Как он был потрясен, как ждал субботы: первое любовное письмо за всю жизнь! В субботу он сходил к парикмахеру, купил (сиреневые) перчатки, новый (серый с красной искрой, под цвет костюму) галстук; дома, наряжаясь перед зеркалом, без конца перевязывал этот галстук своими длинными, тонкими пальцами, холодными и дрожащими: на щеках его, под тонкой кожей, разлился красивый, пятнистый румянец, прекрасные глаза потемнели... Потом, наряженный, он сел в кресло, - как гость, как чужой в своей собственной квартире, - и стал ждать рокового часа. Наконец в столовой важно, грозно пробило шесть с половиной. Он содрогнулся, поднялся, сдержанно, не спеша надел в прихожей весеннюю шляпу, взял трость и медленно вышел. Но на улице уже не мог владеть собой - зашагал своими длинными и тонкими ногами быстрее, со всей вызывающей важностью, присущей горбу, но объятый тем блаженным страхом, с которым всегда предвкушаем мы счастье. Когда же быстро вошел в сквер возле собора, вдруг оцепенел на месте: навстречу ему, в розовом свете весенней зари, важными и длинными шагами шла в сером костюме и хорошенькой шляпке, похожей на мужскую, с зонтиком в левой руке и с фиалками в правой, - горбунья.
Беспощаден кто-то к человеку!»
Первый отрывок взят из «Образов Парижа», второй – рассказ Бунина «Роман горбуна» из сборника «Божье древо» (1931). Там множество таких миниатюр, и нельзя не увидеть родство персонажей Жуандо бунинским героям: похоронному извозчику с крашеной бородой, мужику, деловито торгующему гроб для матери, вечно молодому бродяге, несчастному кобельку, мальчику, ужаснувшемуся телячьей головке в мясной лавке.
Бунин и Жуандо были парижанами, первые «Образы Парижа» вышли год спустя нобелевского награждения Бунина.
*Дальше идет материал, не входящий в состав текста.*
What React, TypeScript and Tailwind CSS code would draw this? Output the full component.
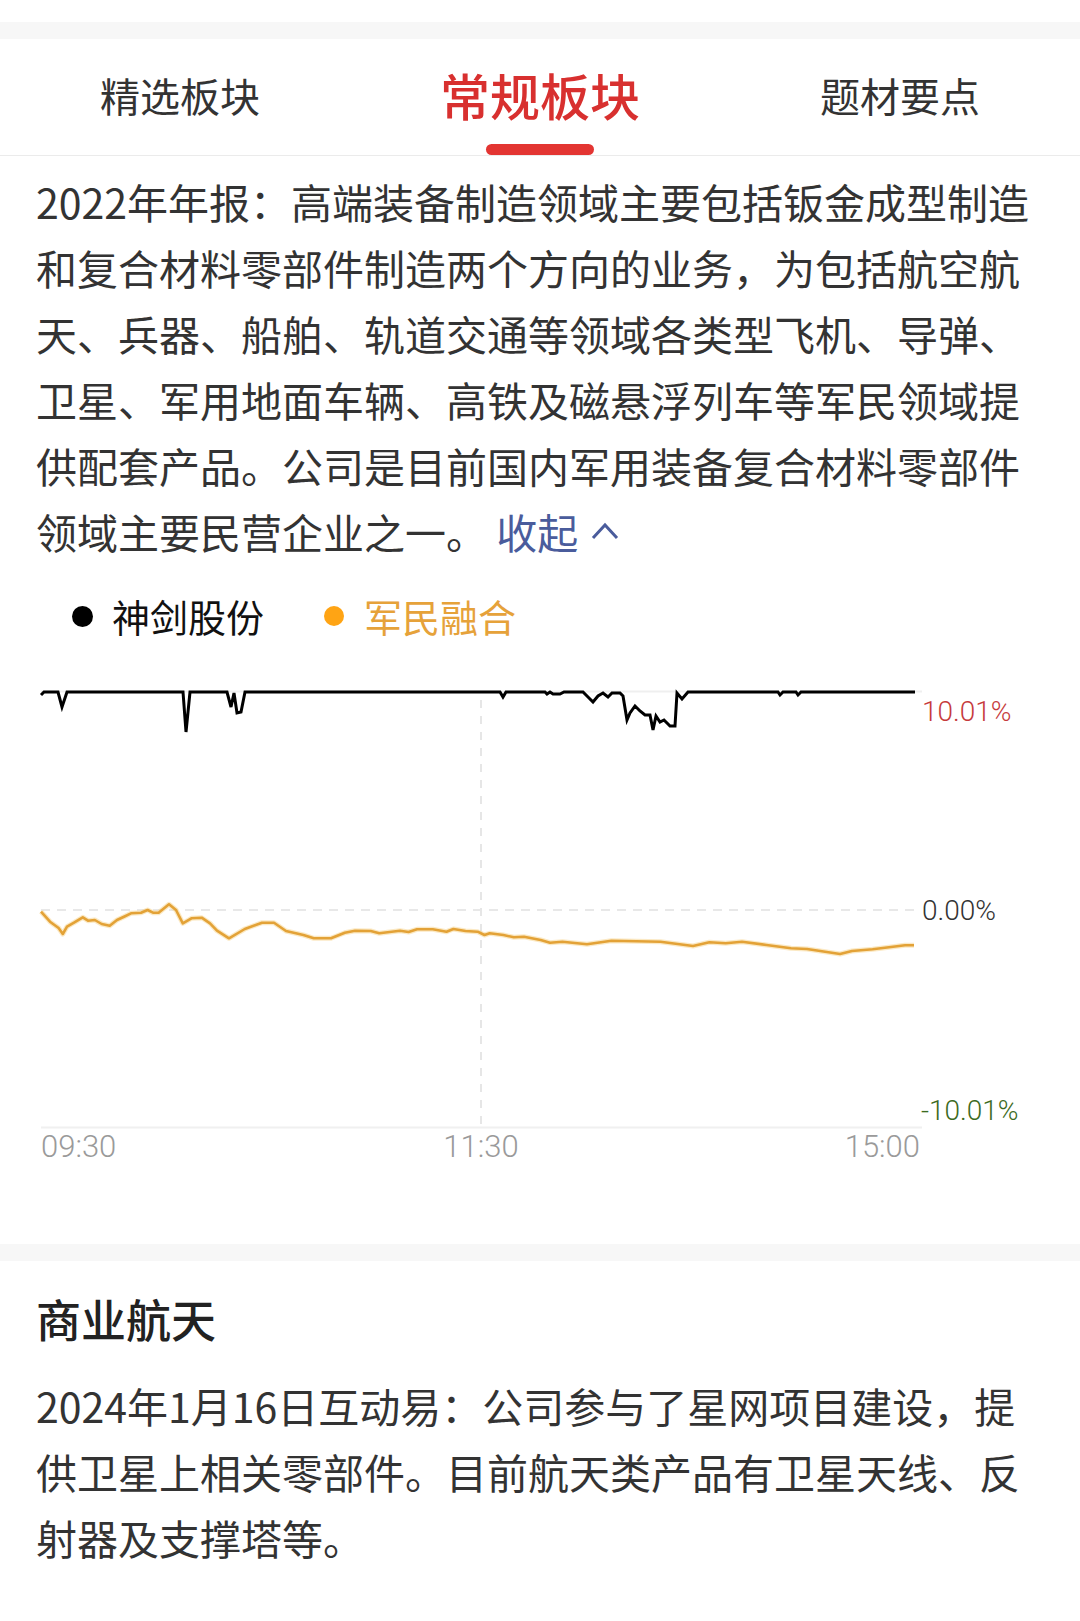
import React from "react";

const TABS = ["精选板块", "常规板块", "题材要点"];

// 神剑股份: pinned at limit-up most of the day, with a few dips
const STOCK: [number, number][] = [
  [41, 695], [44, 692], [58, 692], [62, 707], [67, 692],
  [183, 692], [186, 732], [190, 692],
  [227, 692], [231, 707], [234, 693], [237, 713], [241, 712], [245, 692],
  [500, 692], [503, 697], [506, 692],
  [545, 692], [547, 694], [550, 692], [553, 694], [560, 694], [564, 692],
  [583, 692], [588, 697], [593, 702], [598, 696], [603, 693], [608, 697], [612, 693],
  [620, 693], [623, 696], [627, 720], [630, 713], [635, 706], [640, 711], [645, 715],
  [650, 715], [653, 730], [656, 716], [660, 722], [664, 720], [667, 723], [670, 726],
  [675, 726], [677, 693], [682, 699], [688, 692],
  [778, 692], [780, 695], [783, 692],
  [796, 692], [798, 695], [801, 692],
  [915, 692],
];

// 军民融合 sector index
const SECTOR: [number, number][] = [
  [41, 911.7], [50, 921.7], [58.6, 928], [62.8, 934], [67, 926.7], [74, 922.7],
  [82.8, 917.3], [88, 920.7], [94.8, 920], [101.7, 924], [109.7, 925.7], [117, 920],
  [124, 916.7], [131, 913.3], [141, 912.7], [147.6, 910], [153, 912.7], [158.6, 912.7],
  [169, 904.3], [176, 910], [182.8, 923.3], [191.4, 918.3], [201.7, 917.7], [210, 923.3],
  [217, 930.7], [229, 938.3], [244.8, 929], [262, 922.7], [274, 922.7], [286, 931],
  [303.4, 935], [313.8, 938.3], [331, 938.3], [344.8, 932.7], [355, 930.7], [370.7, 931],
  [379.3, 933.3], [400, 930.7], [408.6, 932], [417, 929.3], [432.8, 929.3], [446.5, 931.7],
  [453.4, 929], [465.5, 931], [477.6, 931.7], [484.5, 935], [489.7, 933.3], [503.4, 935],
  [513.8, 937.3], [524, 936.7], [540.7, 940], [550, 942.7], [562.4, 941.7], [587, 944.3],
  [611.4, 940.7], [660.4, 941.7], [693, 946], [709.4, 942.3], [725.7, 943.3], [742, 941.7],
  [766.5, 945], [791, 948.3], [807, 949], [840, 954], [852, 951], [872.6, 949.3],
  [889, 947.3], [905, 945.3], [914, 945.3],
];

const pts = (p: [number, number][]) => p.map(([x, y]) => `${x},${y}`).join(" ");

function Chart() {
  return (
    <svg width={1080} height={584} className="block">
      <g transform="translate(0,-660)">
        {/* grid */}
        <line x1={41} y1={691.5} x2={922} y2={691.5} stroke="#efefef" strokeWidth={2} />
        <line x1={41} y1={910} x2={915} y2={910} stroke="#e8e8e8" strokeWidth={2} strokeDasharray="9 7" />
        <line x1={481} y1={700} x2={481} y2={1126} stroke="#e6e6e6" strokeWidth={2} strokeDasharray="8 8" />
        <line x1={41} y1={1127.5} x2={922} y2={1127.5} stroke="#f0f0f0" strokeWidth={2} />

        {/* series */}
        <polyline points={pts(SECTOR)} fill="none" stroke="#f7d38a" strokeWidth={5} strokeOpacity={0.5} strokeLinejoin="round" />
        <polyline points={pts(SECTOR)} fill="none" stroke="#e3a237" strokeWidth={2.6} strokeLinejoin="round" />
        <polyline points={pts(STOCK)} fill="none" stroke="#000" strokeWidth={3} strokeLinejoin="miter" />

        {/* axis labels */}
        <g fontFamily="Roboto, 'Liberation Sans', sans-serif" fontWeight={300}>
          <text x={922} y={711} fontSize={28} fill="#c63a3c" dominantBaseline="central">10.01%</text>
          <text x={922} y={910} fontSize={28} fill="#333" dominantBaseline="central">0.00%</text>
          <text x={921} y={1110} fontSize={28} fill="#3c6a22" dominantBaseline="central">-10.01%</text>
          <text x={41} y={1146} fontSize={31} fill="#9a9a9a" dominantBaseline="central">09:30</text>
          <text x={481} y={1146} fontSize={31} fill="#9a9a9a" dominantBaseline="central" textAnchor="middle">11:30</text>
          <text x={920} y={1146} fontSize={31} fill="#9a9a9a" dominantBaseline="central" textAnchor="end">15:00</text>
        </g>
      </g>
    </svg>
  );
}

export default function App() {
  return (
    <div className="min-h-[1621px] w-[1080px] bg-white font-['Noto_Sans_CJK_SC',sans-serif] text-[#333]">
      <div className="h-[22px]" />
      <div className="h-[17px] bg-[#f7f7f7]" />

      {/* Tabs */}
      <div className="flex h-[117px] border-b border-[#ebebeb]">
        {TABS.map((t, i) => (
          <div key={t} className="relative flex flex-1 items-center justify-center pb-[5px]">
            <span
              className={
                i === 1
                  ? "-mt-[2px] text-[50px] leading-none font-medium text-[#d8302f]"
                  : "text-[40px] leading-none text-[#333]"
              }
            >
              {t}
            </span>
            {i === 1 && (
              <div className="absolute bottom-0 h-[11px] w-[108px] rounded-full bg-[#e33532]" />
            )}
          </div>
        ))}
      </div>

      {/* Description */}
      <p className="px-[36px] pt-[12px] text-[41px] leading-[66px]">
        2022年年报：高端装备制造领域主要包括钣金成型制造和复合材料零部件制造两个方向的业务，为包括航空航天、兵器、船舶、轨道交通等领域各类型飞机、导弹、卫星、军用地面车辆、高铁及磁悬浮列车等军民领域提供配套产品。公司是目前国内军用装备复合材料零部件领域主要民营企业之一。{" "}
        <span className="inline-flex items-center gap-[12px] text-[#4a5c9c]">
          <span>收起</span>
          <svg width={30} height={20} viewBox="0 0 30 20" className="block">
            <polyline points="3,17 15,4 27,17" fill="none" stroke="#4a5c9c" strokeWidth={3} />
          </svg>
        </span>
      </p>

      {/* Legend */}
      <div className="flex h-[96px] items-center pt-[8px] pl-[72px] text-[38px] leading-none">
        <span className="h-[21px] w-[21px] rounded-full bg-black" />
        <span className="ml-[19px] text-[#111]">神剑股份</span>
        <span className="ml-[60px] h-[20px] w-[20px] rounded-full bg-[#ffa414]" />
        <span className="ml-[20px] text-[#e6a23a]">军民融合</span>
      </div>

      <Chart />

      <div className="h-[17px] bg-[#f7f7f7]" />

      {/* Theme point */}
      <div className="px-[36px] pt-[28px]">
        <h2 className="text-[45px] leading-[60px] font-medium text-[#222]">商业航天</h2>
        <p className="mt-[23px] text-[41px] leading-[66px]">
          2024年1月16日互动易：公司参与了星网项目建设，提供卫星上相关零部件。目前航天类产品有卫星天线、反射器及支撑塔等。
        </p>
      </div>
    </div>
  );
}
Жуандо как будто не упоминает русского писателя, да и короткие рассказы на французский язык не переводились, но зато «Чаша жизни» - сюжетный рассказ, мастерски составленный из коротких зарисовок, Жуандо вполне мог прочесть в переводе еще в 1923 году.
Один из героев «Чаши жизни» - отец Кир Иорданский, немало людей церкви встречаются и в «Образах Парижа», вот только Бог-создатель у Марселя Жуандо превратился в безумца, живущего под Новым мостом: «Здесь у меня пункт беспроводной связи. Только что я говорил со всеми пятью частями света. В меня кидают камни с моста, но эти камни никогда до меня не долетают – вон на том платане сидят ангелы с ракетками и отбивают их».